The franchise battle comes after Warner Bros.’ $200-million J.K. Rowling film “Fantastic Beasts: The Crimes of Grindelwald” posted a soft $62 million domestic launch, marking a low for the Wizarding World. However, the “Harry Potter” spinoff made up ground overseas, with $191 million in international ticket sales.

Here’s what to watch:

Knockout punch?

“Ralph Breaks the Internet,” in which the best pal arcade game characters Wreck-It Ralph (John C. Reilly) and Vanellope von Schweetz (Sarah Silverman) take a Wifi-enabled trip to cyberspace, got off to a strong start in domestic theaters, earning $3.8 million in receipts from Tuesday night previews. The 2012 original was a solid performer for the Burbank studio, opening with $49 million in its first three days and eventually collecting $471 million worldwide.

Reviews have been mostly positive for the new film, which skewers online culture and Disney’s own trove of franchises, including its Disney princesses.

Notices for “Creed II,” which cost at least $40 million to make, have been solid, though not as adoring as those for the Ryan Coogler-directed original released three years ago, which earned Sylvester Stallone a best supporting actor Oscar nomination. Still, a debut of $55 million would top the $42-million five-day gross for the first “Creed,” a successful expansion of the “Rocky” franchise.

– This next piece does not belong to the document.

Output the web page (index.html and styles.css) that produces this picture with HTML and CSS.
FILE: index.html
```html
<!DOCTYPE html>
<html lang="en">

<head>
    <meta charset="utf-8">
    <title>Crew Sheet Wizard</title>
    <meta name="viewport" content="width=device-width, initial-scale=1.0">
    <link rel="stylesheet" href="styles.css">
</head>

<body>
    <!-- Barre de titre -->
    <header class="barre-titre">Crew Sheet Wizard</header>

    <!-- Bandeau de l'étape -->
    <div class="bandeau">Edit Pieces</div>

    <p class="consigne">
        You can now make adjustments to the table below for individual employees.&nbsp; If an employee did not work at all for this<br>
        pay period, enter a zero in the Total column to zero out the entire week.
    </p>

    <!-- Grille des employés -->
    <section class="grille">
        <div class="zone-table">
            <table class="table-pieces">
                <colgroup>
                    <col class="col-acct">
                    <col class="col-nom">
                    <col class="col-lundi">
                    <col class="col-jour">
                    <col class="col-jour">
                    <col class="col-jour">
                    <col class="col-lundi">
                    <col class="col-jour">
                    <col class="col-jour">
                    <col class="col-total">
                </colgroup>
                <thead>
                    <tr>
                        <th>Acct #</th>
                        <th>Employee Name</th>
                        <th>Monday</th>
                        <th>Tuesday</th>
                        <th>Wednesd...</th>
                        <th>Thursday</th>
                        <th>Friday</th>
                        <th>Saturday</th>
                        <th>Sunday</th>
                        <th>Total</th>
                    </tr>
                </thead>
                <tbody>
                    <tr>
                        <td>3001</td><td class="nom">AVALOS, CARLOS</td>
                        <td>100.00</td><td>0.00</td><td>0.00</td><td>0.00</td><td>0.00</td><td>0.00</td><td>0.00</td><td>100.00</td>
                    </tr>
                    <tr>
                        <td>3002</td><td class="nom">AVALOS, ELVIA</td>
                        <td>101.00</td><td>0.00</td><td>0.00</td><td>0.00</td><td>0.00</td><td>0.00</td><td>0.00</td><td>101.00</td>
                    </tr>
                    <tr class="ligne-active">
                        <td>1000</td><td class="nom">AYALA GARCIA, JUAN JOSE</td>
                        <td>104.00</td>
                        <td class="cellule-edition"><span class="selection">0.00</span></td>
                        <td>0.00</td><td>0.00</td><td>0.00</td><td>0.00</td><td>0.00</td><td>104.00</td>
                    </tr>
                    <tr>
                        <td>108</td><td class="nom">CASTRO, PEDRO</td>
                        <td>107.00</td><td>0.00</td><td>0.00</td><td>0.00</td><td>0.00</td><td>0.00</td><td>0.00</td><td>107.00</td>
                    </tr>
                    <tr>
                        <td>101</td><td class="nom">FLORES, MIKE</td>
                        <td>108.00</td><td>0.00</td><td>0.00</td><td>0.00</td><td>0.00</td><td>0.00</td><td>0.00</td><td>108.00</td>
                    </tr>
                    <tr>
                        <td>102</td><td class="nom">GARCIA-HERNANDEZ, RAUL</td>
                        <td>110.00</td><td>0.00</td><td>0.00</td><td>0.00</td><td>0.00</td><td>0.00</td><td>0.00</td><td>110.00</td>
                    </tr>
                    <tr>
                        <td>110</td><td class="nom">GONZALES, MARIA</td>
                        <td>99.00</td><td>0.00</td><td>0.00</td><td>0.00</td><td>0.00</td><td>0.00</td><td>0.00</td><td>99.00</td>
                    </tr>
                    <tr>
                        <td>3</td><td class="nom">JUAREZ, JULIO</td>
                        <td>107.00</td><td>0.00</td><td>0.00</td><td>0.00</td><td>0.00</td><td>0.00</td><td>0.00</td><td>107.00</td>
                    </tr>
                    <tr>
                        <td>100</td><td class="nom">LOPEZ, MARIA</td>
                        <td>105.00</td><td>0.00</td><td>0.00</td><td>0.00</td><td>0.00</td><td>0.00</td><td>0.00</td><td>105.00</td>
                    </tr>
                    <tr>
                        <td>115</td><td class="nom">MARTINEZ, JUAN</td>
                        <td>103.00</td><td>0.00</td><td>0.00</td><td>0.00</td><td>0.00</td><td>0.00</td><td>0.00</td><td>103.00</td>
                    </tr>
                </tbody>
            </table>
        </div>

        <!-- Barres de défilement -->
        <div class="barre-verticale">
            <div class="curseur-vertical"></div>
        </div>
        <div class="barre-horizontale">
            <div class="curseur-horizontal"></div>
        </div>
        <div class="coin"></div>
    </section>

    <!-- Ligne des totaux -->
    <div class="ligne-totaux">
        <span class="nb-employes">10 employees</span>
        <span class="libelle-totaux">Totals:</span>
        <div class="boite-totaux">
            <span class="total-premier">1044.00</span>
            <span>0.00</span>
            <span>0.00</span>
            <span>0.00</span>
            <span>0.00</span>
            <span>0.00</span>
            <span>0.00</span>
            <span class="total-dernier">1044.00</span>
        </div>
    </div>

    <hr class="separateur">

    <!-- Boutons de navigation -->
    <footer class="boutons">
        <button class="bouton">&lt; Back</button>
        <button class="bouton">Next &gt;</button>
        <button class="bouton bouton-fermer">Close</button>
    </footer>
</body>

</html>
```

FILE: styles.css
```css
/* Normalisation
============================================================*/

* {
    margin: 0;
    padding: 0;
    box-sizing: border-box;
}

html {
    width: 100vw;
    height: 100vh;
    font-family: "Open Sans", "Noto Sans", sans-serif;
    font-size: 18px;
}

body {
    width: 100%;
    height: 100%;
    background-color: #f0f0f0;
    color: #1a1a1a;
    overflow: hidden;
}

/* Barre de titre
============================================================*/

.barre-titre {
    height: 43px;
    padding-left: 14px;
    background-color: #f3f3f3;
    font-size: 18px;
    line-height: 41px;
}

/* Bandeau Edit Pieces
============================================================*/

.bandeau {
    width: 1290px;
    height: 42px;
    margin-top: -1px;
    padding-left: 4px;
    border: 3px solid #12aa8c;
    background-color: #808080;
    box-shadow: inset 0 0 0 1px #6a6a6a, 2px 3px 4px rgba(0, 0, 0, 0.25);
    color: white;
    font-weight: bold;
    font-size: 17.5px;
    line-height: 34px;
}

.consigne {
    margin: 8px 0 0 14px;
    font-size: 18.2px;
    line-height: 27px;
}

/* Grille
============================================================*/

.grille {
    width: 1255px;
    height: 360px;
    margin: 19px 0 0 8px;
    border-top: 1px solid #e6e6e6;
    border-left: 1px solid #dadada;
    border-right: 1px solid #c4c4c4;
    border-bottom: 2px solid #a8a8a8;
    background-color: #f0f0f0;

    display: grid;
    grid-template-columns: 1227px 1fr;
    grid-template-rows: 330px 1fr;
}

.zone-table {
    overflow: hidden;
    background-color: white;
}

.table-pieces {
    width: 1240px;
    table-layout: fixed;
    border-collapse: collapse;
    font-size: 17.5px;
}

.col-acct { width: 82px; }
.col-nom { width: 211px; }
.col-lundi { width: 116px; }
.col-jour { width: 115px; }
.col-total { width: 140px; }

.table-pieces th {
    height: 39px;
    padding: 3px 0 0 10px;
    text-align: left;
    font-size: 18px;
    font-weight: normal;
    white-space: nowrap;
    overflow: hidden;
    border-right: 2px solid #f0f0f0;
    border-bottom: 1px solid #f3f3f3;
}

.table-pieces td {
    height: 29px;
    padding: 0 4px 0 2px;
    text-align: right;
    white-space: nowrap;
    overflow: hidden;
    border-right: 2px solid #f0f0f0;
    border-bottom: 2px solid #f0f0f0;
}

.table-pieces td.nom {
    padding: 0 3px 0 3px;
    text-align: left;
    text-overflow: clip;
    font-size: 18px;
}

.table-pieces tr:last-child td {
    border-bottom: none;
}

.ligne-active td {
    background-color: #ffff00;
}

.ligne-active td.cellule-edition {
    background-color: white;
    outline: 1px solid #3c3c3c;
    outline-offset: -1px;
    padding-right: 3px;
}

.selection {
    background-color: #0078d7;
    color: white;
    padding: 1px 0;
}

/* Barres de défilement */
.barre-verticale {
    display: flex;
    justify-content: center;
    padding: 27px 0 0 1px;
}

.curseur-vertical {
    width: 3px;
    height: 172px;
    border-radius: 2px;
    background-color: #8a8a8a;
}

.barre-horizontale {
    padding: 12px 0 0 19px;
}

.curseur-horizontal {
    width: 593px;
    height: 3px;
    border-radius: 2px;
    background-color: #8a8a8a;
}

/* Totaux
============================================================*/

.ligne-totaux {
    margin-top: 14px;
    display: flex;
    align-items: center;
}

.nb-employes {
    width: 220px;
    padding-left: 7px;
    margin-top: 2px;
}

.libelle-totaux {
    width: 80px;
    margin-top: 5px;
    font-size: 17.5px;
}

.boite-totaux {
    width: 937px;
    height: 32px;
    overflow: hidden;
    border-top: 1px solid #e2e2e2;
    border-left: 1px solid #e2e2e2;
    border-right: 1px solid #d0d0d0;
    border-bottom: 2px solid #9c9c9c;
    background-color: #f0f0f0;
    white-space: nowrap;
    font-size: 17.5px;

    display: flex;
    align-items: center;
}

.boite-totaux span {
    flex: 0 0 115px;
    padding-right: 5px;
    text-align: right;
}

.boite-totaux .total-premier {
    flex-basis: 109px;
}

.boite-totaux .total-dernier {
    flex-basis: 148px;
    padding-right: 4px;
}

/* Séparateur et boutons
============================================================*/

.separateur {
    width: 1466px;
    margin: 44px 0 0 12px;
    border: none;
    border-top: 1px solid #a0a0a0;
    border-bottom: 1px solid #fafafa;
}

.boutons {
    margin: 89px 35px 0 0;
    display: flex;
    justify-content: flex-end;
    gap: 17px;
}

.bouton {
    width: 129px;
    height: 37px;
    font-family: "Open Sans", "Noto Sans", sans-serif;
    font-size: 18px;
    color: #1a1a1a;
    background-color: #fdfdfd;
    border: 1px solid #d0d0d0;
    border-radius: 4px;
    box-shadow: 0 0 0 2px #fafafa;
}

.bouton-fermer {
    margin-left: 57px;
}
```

A new, big-budget Robin Hood revival starring Taron Egerton and Jamie Foxx will probably be left with modest scraps, grossing about $17 million on a nearly $100-million budget. Lionsgate is releasing the film, which was produced by Leonardo DiCaprio’s Appian Way and Safehouse Pictures. Meanwhile, Universal Pictures has expanded the theater count for “Green Book” to more than 1,000 after a limited run, and Sony Pictures is pushing its political scandal drama “The Front Runner” into about 800 locations.

Feast or famine?

Amid the Turkey Day studio gluttony, Netflix’s Oscar hopeful “Roma,” produced by Participant Media, is beginning its hotly anticipated debut in three theaters, in New York and Los Angeles, several weeks before the acclaimed Alfonso Cuarón film becomes available for streaming.

The debut of “Roma” (and a select group of other movies including the Coen Bros.’ “The Ballad of Buster Scruggs”) marks a break in precedent for the Los Gatos streaming giant, which has previously insisted on never showing movies in theaters before putting them on its service.

The release plans have drawn the ire of the cinema lobbying group, National Assn. of Theatre Owners. The organization’s president John Fithian has dismissed Netflix’s roll out as “little more than a token” and blasted the streamer’s business model. Studios generally wait 90 days after the box office debut to put a movie out on home video.

Netflix, which paid $20 million for the distribution rights for “Roma,” will expand the release to more cities on Dec. 5 before the film comes to the streaming service on Dec. 14.

“Roma,” a highly personal Spanish-language drama about a middle-class family in Mexico City in the 1970s, hardly screams “blockbuster,” though it is considered a likely best-picture contender for awards season. In another departure from studio norms, Netflix is not expected to report box office returns.